Татьяна не раз замечала, что, надевая в гардеробе Дома искусств перед зеркалом шляпу, Гумилев самодовольно улыбается, явно любуясь своим отражением, и девушку не покидало ощущение, что они с Николаем Степановичем видят совершенно разные вещи. Назвать Николая Степановича красавцем едва ли решится даже большой льстец.
— Вы же не станете отрицать, что я довольно привлекателен, — продолжал рассуждать Гумилев. — Раньше я носил цилиндр, подводил глаза и помадил губы, но это явный перебор. Среди нас, поэтов, моду мазаться ввел Мишенька Кузьмин, и многие ей долго следовали, но я отказался. Для чего это все? Пустое. Да и Анна Андреевна не одобряла. Особенно не любила цилиндр. И даже взяла с меня слово, что после свадьбы не стану его носить. Заметьте, Яворская, слово свое я сдержал, и цилиндра не ношу, хотя брак наш с Анной Андреевной распался.
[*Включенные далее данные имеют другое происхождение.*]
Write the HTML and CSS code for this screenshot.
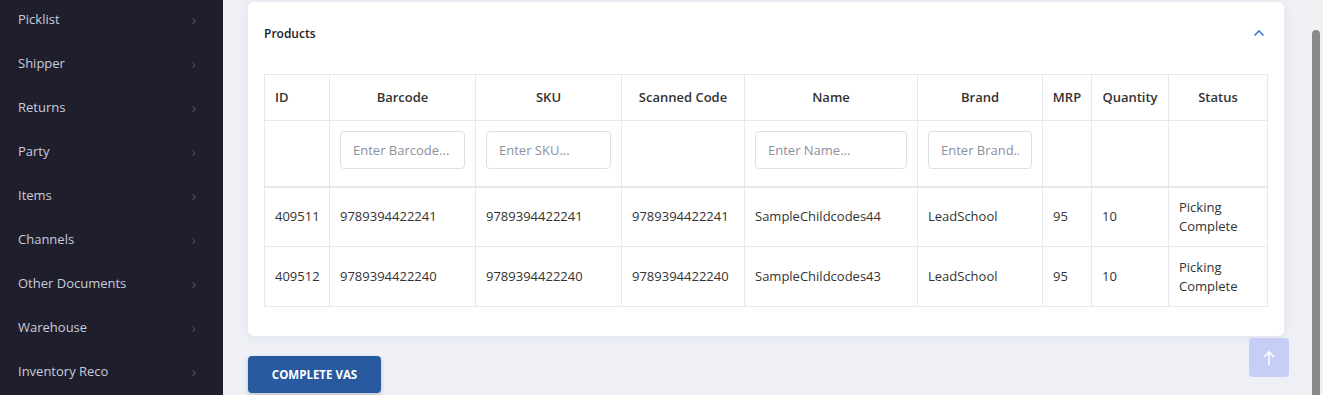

Слушая, Татьяна пропускала через себя каждое слово. Она словно жила жизнью Гумилева, удивляясь, как могла существовать без всей этой увлекательной творческой кутерьмы. Скучная рутина убогого дома Инги казалась теперь далекой и ненужной, Тане было непонятно, как она могла быть благодарна Евгению Львовичу, пристроившему ее в унылую больницу мыть полы и выносить судна.